Rows from a dataset of pages and code:
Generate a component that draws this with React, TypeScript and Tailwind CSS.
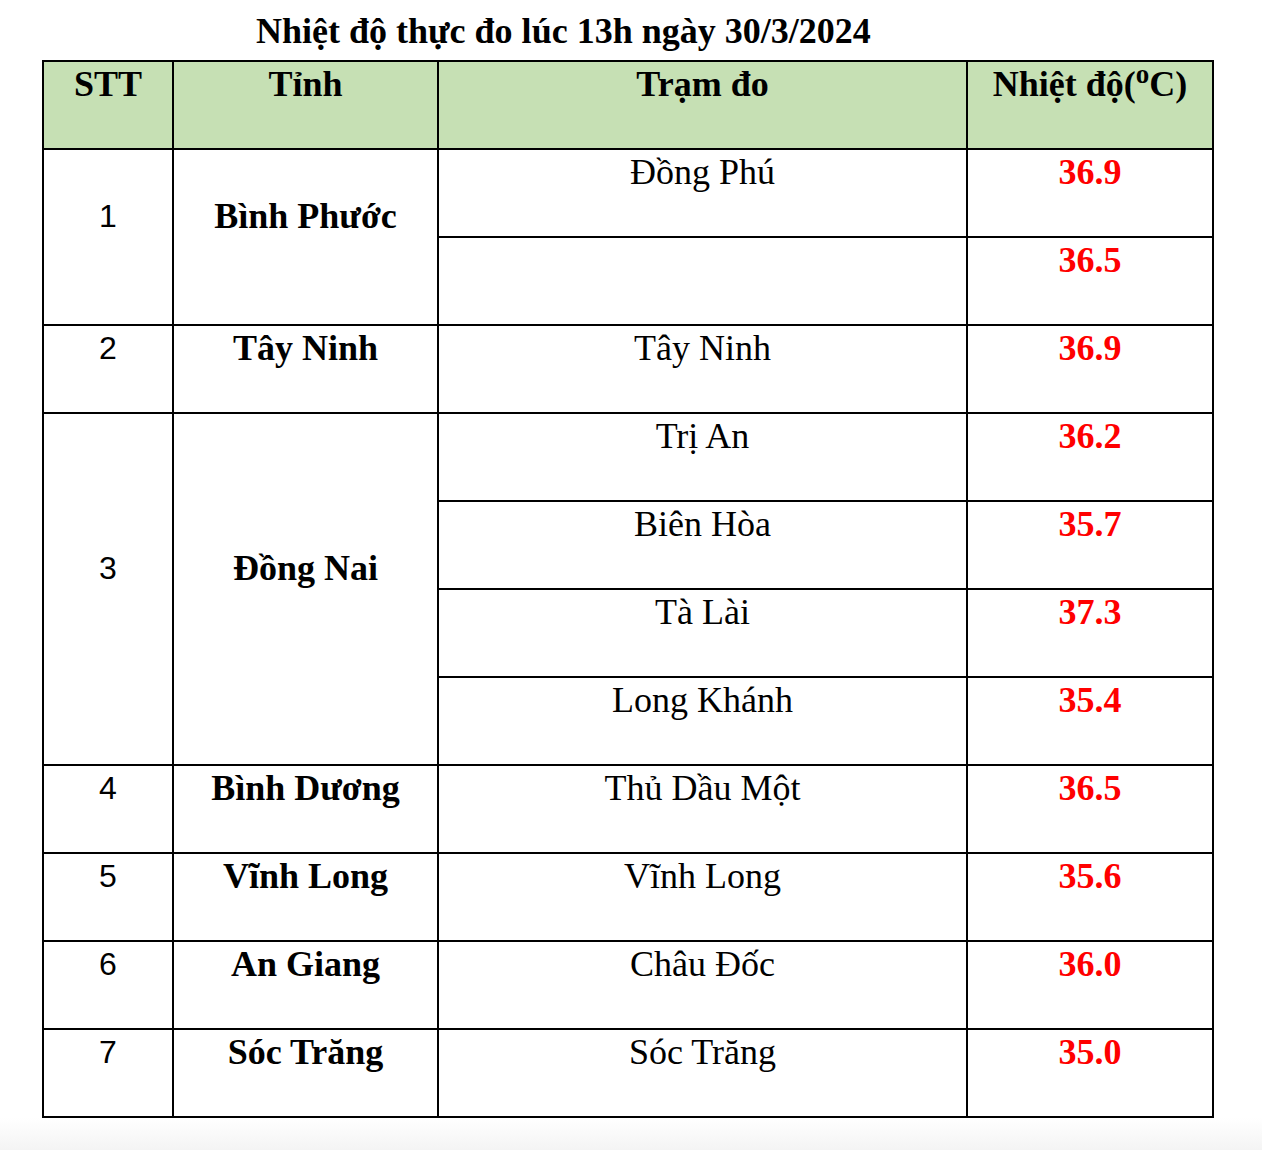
type Row = {
  stt?: string;
  tinh?: string;
  span?: number;
  tram: string;
  temp: string;
};

const rows: Row[] = [
  { stt: "1", tinh: "Bình Phước", span: 2, tram: "Đồng Phú", temp: "36.9" },
  { tram: "", temp: "36.5" },
  { stt: "2", tinh: "Tây Ninh", span: 1, tram: "Tây Ninh", temp: "36.9" },
  { stt: "3", tinh: "Đồng Nai", span: 4, tram: "Trị An", temp: "36.2" },
  { tram: "Biên Hòa", temp: "35.7" },
  { tram: "Tà Lài", temp: "37.3" },
  { tram: "Long Khánh", temp: "35.4" },
  { stt: "4", tinh: "Bình Dương", span: 1, tram: "Thủ Dầu Một", temp: "36.5" },
  { stt: "5", tinh: "Vĩnh Long", span: 1, tram: "Vĩnh Long", temp: "35.6" },
  { stt: "6", tinh: "An Giang", span: 1, tram: "Châu Đốc", temp: "36.0" },
  { stt: "7", tinh: "Sóc Trăng", span: 1, tram: "Sóc Trăng", temp: "35.0" },
];

const cell =
  "border-2 border-black text-center align-middle p-0 pb-[42px] leading-[40px]";

export default function App() {
  return (
    <div className="w-[1262px] h-[1150px] bg-white font-['Liberation_Serif',serif] text-black text-[36px] flex flex-col">
      <div className="pt-[13px] pl-[256px] leading-[36px] font-bold mb-[11px]">
        Nhiệt độ thực đo lúc 13h ngày 30/3/2024
      </div>
      <table className="ml-[42px] w-[1172px] table-fixed border-collapse">
        <colgroup>
          <col className="w-[130px]" />
          <col className="w-[265px]" />
          <col className="w-[529px]" />
          <col className="w-[246px]" />
        </colgroup>
        <thead>
          <tr className="h-[88px] bg-[#c6e0b4]">
            <th className={cell}>STT</th>
            <th className={cell}>Tỉnh</th>
            <th className={cell}>Trạm đo</th>
            <th className={cell}>
              Nhiệt độ(<sup className="text-[27px] top-[-13px]">o</sup>C)
            </th>
          </tr>
        </thead>
        <tbody>
          {rows.map((r, i) => (
            <tr key={i} className="h-[88px]">
              {r.stt && (
                <td
                  rowSpan={r.span}
                  className={`${cell} font-['Liberation_Sans',sans-serif] text-[32px]`}
                >
                  {r.stt}
                </td>
              )}
              {r.tinh && (
                <td rowSpan={r.span} className={`${cell} font-bold`}>
                  {r.tinh}
                </td>
              )}
              <td className={cell}>{r.tram}</td>
              <td className={`${cell} font-bold text-[#ff0000]`}>{r.temp}</td>
            </tr>
          ))}
        </tbody>
      </table>
      <div className="mt-auto h-[33px] bg-gradient-to-b from-white to-[#f4f4f4]" />
    </div>
  );
}
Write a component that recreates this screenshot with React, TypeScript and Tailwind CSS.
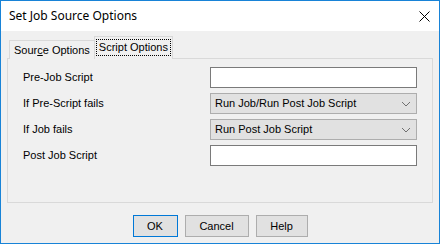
import React from "react";

const ui = { fontFamily: '"Liberation Sans", Arial, sans-serif' };
const title = { fontFamily: '"Noto Sans", "Liberation Sans", sans-serif' };

const Chevron = () => (
   <svg width="10" height="6" viewBox="0 0 10 6" className="text-[#707070]">
      <path d="M1 1 L5 5 L9 1" fill="none" stroke="currentColor" strokeWidth="1" />
   </svg>
);

const TextBox = () => <div className="h-[21px] w-[207px] border border-[#7a7a7a] bg-white" />;

const Select = ({ value }: { value: string }) => (
   <div className="flex h-[21px] w-[207px] items-center justify-between border border-[#adadad] bg-[#e1e1e1] pl-[4px] pr-[5px] text-[11px] text-black">
      <span>{value}</span>
      <Chevron />
   </div>
);

const Row = ({ label, children }: { label: string; children: React.ReactNode }) => (
   <div className="flex h-[21px] items-center justify-between">
      <span className="text-[11px] text-black">{label}</span>
      {children}
   </div>
);

export default function App() {
   return (
      <div className="flex h-[244px] w-[440px] flex-col border border-[#1883d7] bg-[#f0f0f0]" style={ui}>
         {/* title bar */}
         <div className="flex h-[30px] items-center justify-between bg-white pl-[8px] pr-[9px]">
            <span className="text-[12px] text-black" style={title}>Set Job Source Options</span>
            <svg width="11" height="11" viewBox="0 0 11 11">
               <path d="M0.5 0.5 L10.5 10.5 M10.5 0.5 L0.5 10.5" stroke="#000" strokeWidth="1" />
            </svg>
         </div>

         <div className="flex flex-1 flex-col px-[6px] pt-[6px]">
            {/* tabs */}
            <div className="relative z-10 flex h-[22px] items-end pl-[2px]">
               <div className="flex h-[19px] items-center border border-b-0 border-[#d9d9d9] bg-[#f0f0f0] pl-[4px] pr-[4px] text-[11px] text-black">
                  Sour<span className="underline">c</span>e Options
               </div>
               <div className="-ml-[1px] flex h-[23px] items-center border border-b-0 border-[#d9d9d9] bg-[#f0f0f0] px-[1px] pb-[2px] text-[11px] text-black">
                  <span className="border border-dotted border-black px-[2px] leading-[15px]">Script Options</span>
               </div>
            </div>

            {/* panel */}
            <div className="-mt-[1px] flex h-[145px] w-[426px] flex-col gap-[5px] border border-[#d9d9d9] px-[15px] pt-[8px]">
               <Row label="Pre-Job Script"><TextBox /></Row>
               <Row label="If Pre-Script fails"><Select value="Run Job/Run Post Job Script" /></Row>
               <Row label="If Job fails"><Select value="Run Post Job Script" /></Row>
               <Row label="Post Job Script"><TextBox /></Row>
            </div>

            {/* buttons */}
            <div className="mt-[12px] flex justify-center gap-[7px] text-[11px] text-black">
               <button className="h-[22px] w-[45px] border border-[#0078d7] bg-[#e1e1e1]">OK</button>
               <button className="h-[22px] w-[64px] border border-[#adadad] bg-[#e1e1e1]">Cancel</button>
               <button className="h-[22px] w-[52px] border border-[#adadad] bg-[#e1e1e1]">Help</button>
            </div>
         </div>
      </div>
   );
}
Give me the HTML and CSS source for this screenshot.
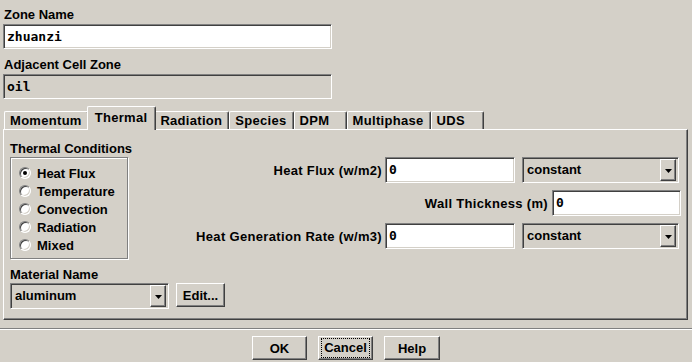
FILE: index.html
```html
<!DOCTYPE html>
<html>
<head>
<meta charset="utf-8">
<link rel="stylesheet" href="styles.css">
</head>
<body>
<div class="dialog">
  <div class="label">Zone Name</div>
  <div class="entry white wide">zhuanzi</div>
  <div class="label gap8">Adjacent Cell Zone</div>
  <div class="entry wide">oil</div>

  <div class="tabs">
    <div class="tab">Momentum</div>
    <div class="tab active">Thermal</div>
    <div class="tab">Radiation</div>
    <div class="tab">Species</div>
    <div class="tab">DPM</div>
    <div class="tab">Multiphase</div>
    <div class="tab">UDS</div>
  </div>

  <div class="panel">
    <div class="left">
      <div class="label">Thermal Conditions</div>
      <div class="group">
        <div class="radio-item"><span class="radio checked"></span>Heat Flux</div>
        <div class="radio-item"><span class="radio"></span>Temperature</div>
        <div class="radio-item"><span class="radio"></span>Convection</div>
        <div class="radio-item"><span class="radio"></span>Radiation</div>
        <div class="radio-item"><span class="radio"></span>Mixed</div>
      </div>
      <div class="label gap8">Material Name</div>
      <div class="mat-row">
        <div class="select mat-select">
          <span class="select-text">aluminum</span>
          <span class="arrow-btn"><svg width="7" height="4" viewBox="0 0 7 4"><polygon points="0,0 7,0 3.5,4" fill="#000"/></svg></span>
        </div>
        <div class="btn edit">Edit...</div>
      </div>
    </div>

    <div class="right">
      <div class="row r1">
        <span class="rlabel">Heat Flux (w/m2)</span>
        <div class="entry white num">0</div>
        <div class="select const">
          <span class="select-text">constant</span>
          <span class="arrow-btn"><svg width="7" height="4" viewBox="0 0 7 4"><polygon points="0,0 7,0 3.5,4" fill="#000"/></svg></span>
        </div>
      </div>
      <div class="row r2">
        <span class="rlabel">Wall Thickness (m)</span>
        <div class="entry white num2">0</div>
      </div>
      <div class="row r1">
        <span class="rlabel">Heat Generation Rate (w/m3)</span>
        <div class="entry white num">0</div>
        <div class="select const">
          <span class="select-text">constant</span>
          <span class="arrow-btn"><svg width="7" height="4" viewBox="0 0 7 4"><polygon points="0,0 7,0 3.5,4" fill="#000"/></svg></span>
        </div>
      </div>
    </div>
  </div>

  <div class="sep"></div>

  <div class="buttons">
    <div class="btn b-ok">OK</div>
    <div class="btn b-cancel"><span class="focus">Cancel</span></div>
    <div class="btn b-help">Help</div>
  </div>
</div>
</body>
</html>
```

FILE: styles.css
```css
* { box-sizing: border-box; }
html, body { margin: 0; padding: 0; }
body {
  background: #d4d0c8;
  width: 692px;
  height: 362px;
  overflow: hidden;
  font-family: "Liberation Sans", Arial, sans-serif;
  font-weight: bold;
  font-size: 13px;
  color: #000;
}
.dialog {
  padding: 7px 4px 0 3px;
  display: flex;
  flex-direction: column;
}
.label {
  line-height: 16px;
  height: 16px;
  padding-left: 1px;
  white-space: nowrap;
}
.gap8 { margin-top: 8px; }

.entry {
  height: 25px;
  margin-top: 1px;
  border: 1px solid;
  border-color: #808080 #fff #fff #808080;
  box-shadow: inset 1px 1px 0 #404040, inset -1px -1px 0 #d4d0c8;
  background: #d4d0c8;
  font-family: "DejaVu Sans Mono", "Liberation Mono", monospace;
  font-weight: bold;
  font-size: 13px;
  line-height: 23px;
  padding-left: 3px;
  white-space: nowrap;
}
.entry.white { background: #fff; }
.wide { width: 329px; }

/* tabs */
.tabs {
  display: flex;
  align-items: flex-end;
  margin-top: 7px;
  margin-left: 1px;
  height: 23px;
}
.tab {
  height: 18px;
  min-width: 53px;
  padding: 0 6px 0 5px;
  letter-spacing: 0.3px;
  border-top: 1px solid #fff;
  border-left: 1px solid #fff;
  border-right: 1px solid #404040;
  border-radius: 2px 2px 0 0;
  box-shadow: inset -1px 0 0 #808080;
  line-height: 17px;
  white-space: nowrap;
  background: #d4d0c8;
}
.tab.active {
  position: relative;
  z-index: 1;
  height: 24px;
  margin: 0 -2px -1px -2px;
  padding: 0 8px 0 7px;
  line-height: 21px;
}

/* panel */
.panel {
  height: 191px;
  display: flex;
  border-top: 1px solid #fff;
  border-left: 1px solid #fff;
  border-right: 1px solid #404040;
  border-bottom: 1px solid #404040;
  box-shadow: inset -1px -1px 0 #808080;
  padding: 11px 6px 0 6px;
}
.left {
  width: 118px;
  flex: none;
  display: flex;
  flex-direction: column;
}
.left .label { padding-left: 0; }
.group {
  width: 118px;
  height: 102px;
  border: 1px solid #808080;
  box-shadow: inset 1px 1px 0 #fff, 1px 1px 0 #fff;
  padding: 6px 0 0 8px;
}
.radio-item {
  height: 18px;
  display: flex;
  align-items: center;
  white-space: nowrap;
}
.radio {
  width: 12px;
  height: 12px;
  margin-right: 6px;
  border-radius: 50%;
  border: 1px solid;
  border-color: #808080 #fff #fff #808080;
  background: #fff;
  box-shadow: inset 1px 1px 0 #404040, inset -1px -1px 0 #d4d0c8;
  display: inline-flex;
  align-items: center;
  justify-content: center;
}
.radio.checked::after {
  content: "";
  width: 4px;
  height: 4px;
  border-radius: 50%;
  background: #000;
}

.mat-row {
  display: flex;
  align-items: flex-start;
  gap: 7px;
  width: 215px;
}
.select {
  height: 26px;
  flex: none;
  display: flex;
  align-items: stretch;
  border: 1px solid;
  border-color: #808080 #fff #fff #808080;
  box-shadow: inset 1px 1px 0 #404040, inset -1px -1px 0 #d4d0c8;
  background: #d4d0c8;
  padding: 1px 2px 1px 1px;
}
.select-text {
  flex: 1;
  padding-left: 3px;
  line-height: 22px;
  white-space: nowrap;
}
.arrow-btn {
  width: 16px;
  border: 1px solid;
  border-color: #fff #404040 #404040 #fff;
  box-shadow: inset -1px -1px 0 #808080;
  display: flex;
  align-items: center;
  justify-content: center;
  padding-top: 1px;
}
.mat-select { width: 159px; }

.btn {
  height: 24px;
  flex: none;
  border: 1px solid;
  border-color: #fff #404040 #404040 #fff;
  box-shadow: inset -1px -1px 0 #808080;
  background: #d4d0c8;
  display: flex;
  align-items: center;
  justify-content: center;
  white-space: nowrap;
}
.edit { width: 49px; }

/* right side */
.right {
  flex: 1;
  padding-top: 16px;
  display: flex;
  flex-direction: column;
  gap: 7px;
}
.row {
  display: flex;
  justify-content: flex-end;
  align-items: center;
  height: 26px;
}
.row .entry { margin-top: 0; height: 26px; line-height: 24px; flex: none; }
.r1 { padding-right: 2px; }
.rlabel { white-space: nowrap; letter-spacing: 0.33px; }
.r1 .rlabel { margin-right: 3px; }
.r2 .rlabel { margin-right: 4px; }
.num { width: 130px; margin-right: 7px; }
.num2 { width: 129px; }
.const { width: 157px; }

/* bottom */
.sep {
  margin: 8px -4px 0 -3px;
  height: 2px;
  border-top: 1px solid #808080;
  border-bottom: 1px solid #fff;
}
.buttons {
  margin-top: 6px;
  display: flex;
  justify-content: center;
  gap: 11px;
  margin-left: -3px;
  margin-right: -4px;
}
.b-ok, .b-cancel { width: 55px; }
.b-help { width: 56px; }
.focus {
  border: 1px dotted #000;
  padding: 0 2px;
  line-height: 18px;
}
```
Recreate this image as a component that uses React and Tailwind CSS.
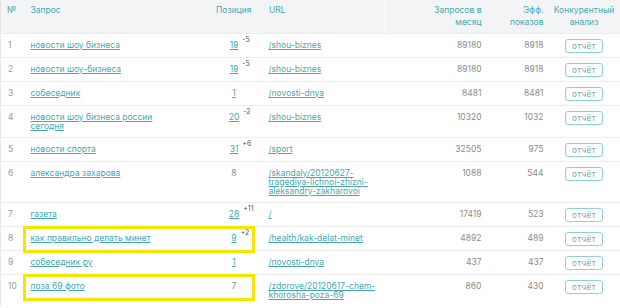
const rows = [
  { n: 1, query: "новости шоу бизнеса", pos: "19", delta: "-5", link: true, url: "/shou-biznes", month: 89180, eff: 8918 },
  { n: 2, query: "новости шоу-бизнеса", pos: "19", delta: "-5", link: true, url: "/shou-biznes", month: 89180, eff: 8918 },
  { n: 3, query: "собеседник", pos: "1", link: true, url: "/novosti-dnya", month: 8481, eff: 8481 },
  { n: 4, query: "новости шоу бизнеса россии сегодня", pos: "20", delta: "-2", link: true, url: "/shou-biznes", month: 10320, eff: 1032 },
  { n: 5, query: "новости спорта", pos: "31", delta: "+6", link: true, url: "/sport", month: 32505, eff: 975 },
  { n: 6, query: "александра захарова", pos: "8", url: "/skandaly/20120627-tragediya-lichnoi-zhizni-aleksandry-zakharovoi", month: 1088, eff: 544 },
  { n: 7, query: "газета", pos: "28", delta: "+11", link: true, url: "/", month: 17419, eff: 523 },
  { n: 8, query: "как правильно делать минет", pos: "9", delta: "+2", link: true, url: "/health/kak-delat-minet", month: 4892, eff: 489, marked: true },
  { n: 9, query: "собеседник ру", pos: "1", link: true, url: "/novosti-dnya", month: 437, eff: 437 },
  { n: 10, query: "поза 69 фото", pos: "7", url: "/zdorove/20120617-chem-khorosha-poza-69", month: 860, eff: 430, marked: true },
];

function Position({ row }) {
  return (
    <span className="relative">
      {row.link ? (
        <a href="#" className="text-[#44a8b2] underline underline-offset-1">
          {row.pos}
        </a>
      ) : (
        <span className="text-[#8a8a8a]">{row.pos}</span>
      )}
      {row.delta && (
        <span className="absolute left-full top-[-4px] ml-[4px] text-[7px] leading-none text-[#555]">
          {row.delta}
        </span>
      )}
    </span>
  );
}

export default function App() {
  return (
    <div className="w-[620px] h-[308px] overflow-hidden bg-white font-['Inter','Liberation_Sans',sans-serif] text-[8.5px]">
      <table className="w-[620px] table-fixed border-collapse border-l border-[#e6e6e6]">
        <colgroup>
          <col className="w-[24px]" />
          <col className="w-[181px]" />
          <col className="w-[57px]" />
          <col className="w-[122px]" />
          <col className="w-[101px]" />
          <col className="w-[62px]" />
          <col className="w-[73px]" />
        </colgroup>
        <thead className="bg-[#f3f4f5] text-[#4ba6b0] leading-[12px]">
          <tr className="h-[33px] align-top">
            <th className="pl-[6px] pt-[4px] text-left font-normal">№</th>
            <th className="pl-[6px] pt-[4px] text-left font-normal">Запрос</th>
            <th className="pt-[4px] text-center font-normal">Позиция</th>
            <th className="pl-[6px] pt-[4px] text-left font-normal border-l border-[#fafafa]">URL</th>
            <th className="pr-[4px] pl-[38px] pt-[4px] text-right font-normal border-l border-[#fafafa]">
              Запросов в месяц
            </th>
            <th className="pr-[4px] pl-[20px] pt-[4px] text-right font-normal">Эфф. показов</th>
            <th className="pt-[4px] text-center font-normal">
              Конкурентный
              <br />
              анализ
            </th>
          </tr>
        </thead>
        <tbody className="leading-[9px]">
          {rows.map((row) => (
            <tr key={row.n} className="align-top border-t border-[#ececec]">
              <td className="pl-[7px] pt-[7px] pb-[6px] text-[#9a9a9a]">{row.n}</td>
              <td className="relative pl-[6px] pr-[40px] pt-[7px] pb-[6px]">
                <a href="#" className="text-[#44a8b2] underline underline-offset-1">
                  {row.query}
                </a>
                {row.marked && (
                  <div className="absolute left-[-2px] top-[-1px] h-[27px] w-[232px] border-[3px] border-[#f5e600]" />
                )}
              </td>
              <td className="pt-[7px] pb-[6px] text-center">
                <Position row={row} />
              </td>
              <td className="pl-[6px] pr-[4px] pt-[7px] pb-[6px] break-words">
                <a href="#" className="text-[#44a8b2] underline underline-offset-1">
                  {row.url}
                </a>
              </td>
              <td className="pr-[4px] pt-[7px] pb-[6px] text-right text-[#8c8c8c]">{row.month}</td>
              <td className="pr-[4px] pt-[7px] pb-[6px] text-right text-[#8c8c8c]">{row.eff}</td>
              <td className="pt-[5px] pb-[4px] text-center">
                <button className="h-[14px] w-[38px] rounded-[3px] border border-[#8fd0d6] text-[8px] leading-[12px] tracking-[0.5px] text-[#6aaab0]">
                  отчёт
                </button>
              </td>
            </tr>
          ))}
        </tbody>
      </table>
    </div>
  );
}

YOUR INSTRUCTIONS:
Your answer should be a single number: the count of lines in the listing that contain the word "with".

ANSWER TO THE EXERCISE:
2